Autophagy represents a complex cellular process that balances between promoting cell survival and facilitating cell death. Its integral role in the pathogenesis of various diseases has been extensively explored, driving forward our understanding of mechanisms underlying conditions that remain challenging to treat. The intricate investigation into the role of lipids in this process explains the profound complexity of autophagy and heralds the potential for groundbreaking advancements in the treatment of diseases and preventive healthcare.

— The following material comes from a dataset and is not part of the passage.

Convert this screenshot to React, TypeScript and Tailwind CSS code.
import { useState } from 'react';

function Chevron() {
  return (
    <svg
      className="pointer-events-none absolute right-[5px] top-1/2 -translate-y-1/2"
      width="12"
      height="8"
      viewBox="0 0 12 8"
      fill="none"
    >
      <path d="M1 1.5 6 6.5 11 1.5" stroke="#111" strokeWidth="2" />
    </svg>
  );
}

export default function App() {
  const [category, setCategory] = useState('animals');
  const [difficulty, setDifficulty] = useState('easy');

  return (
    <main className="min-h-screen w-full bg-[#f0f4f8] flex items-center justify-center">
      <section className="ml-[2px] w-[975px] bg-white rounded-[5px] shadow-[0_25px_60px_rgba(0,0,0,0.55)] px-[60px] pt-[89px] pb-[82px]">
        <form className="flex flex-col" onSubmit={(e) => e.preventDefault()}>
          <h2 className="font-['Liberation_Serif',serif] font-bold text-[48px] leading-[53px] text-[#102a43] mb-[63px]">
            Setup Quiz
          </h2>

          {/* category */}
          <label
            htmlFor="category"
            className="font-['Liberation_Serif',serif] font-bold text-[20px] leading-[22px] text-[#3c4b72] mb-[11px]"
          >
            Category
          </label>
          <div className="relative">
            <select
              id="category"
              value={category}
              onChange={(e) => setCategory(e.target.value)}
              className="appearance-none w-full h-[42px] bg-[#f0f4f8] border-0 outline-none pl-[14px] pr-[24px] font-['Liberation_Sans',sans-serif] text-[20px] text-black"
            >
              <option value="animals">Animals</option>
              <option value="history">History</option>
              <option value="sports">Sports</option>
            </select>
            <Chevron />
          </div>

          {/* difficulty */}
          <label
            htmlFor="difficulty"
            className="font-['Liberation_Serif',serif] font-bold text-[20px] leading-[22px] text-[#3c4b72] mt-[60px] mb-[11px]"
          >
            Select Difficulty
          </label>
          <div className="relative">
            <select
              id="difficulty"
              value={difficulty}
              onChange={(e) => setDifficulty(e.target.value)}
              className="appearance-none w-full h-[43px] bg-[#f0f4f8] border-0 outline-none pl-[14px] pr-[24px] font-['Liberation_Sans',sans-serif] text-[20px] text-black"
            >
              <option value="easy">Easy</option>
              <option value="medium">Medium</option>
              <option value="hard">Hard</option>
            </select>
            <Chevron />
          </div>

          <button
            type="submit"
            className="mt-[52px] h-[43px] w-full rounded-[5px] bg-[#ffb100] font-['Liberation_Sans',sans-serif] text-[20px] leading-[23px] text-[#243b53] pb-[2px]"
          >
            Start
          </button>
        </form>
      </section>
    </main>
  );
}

Lipids, far from merely serving as structural components, play a proactive role in coordinating autophagic pathways, thereby revealing novel avenues for targeted pharmacological interventions.

The findings highlight the importance of considering the dynamic interplay between different types of lipids and their ratios in modulating autophagy. Particularly, the discovery that specific lipid compositions can either induce or inhibit autophagy adds a critical layer to our comprehension of this cellular mechanism. Such knowledge clarifies our understanding of cell biology and paves the way for developing innovative therapeutic strategies that leverage these lipid-autophagy interactions. Given the significant impact of dietary lipids on the modulation of autophagy, there arises a compelling argument for exploring nutritional approaches alongside pharmaceutical ones in disease management and prevention. Recognizing the significant role lipids play in autophagy underlines the undeniable need for more dedicated research. The field of research focusing on the interaction between lipids and autophagy is broad and filled with opportunities to develop.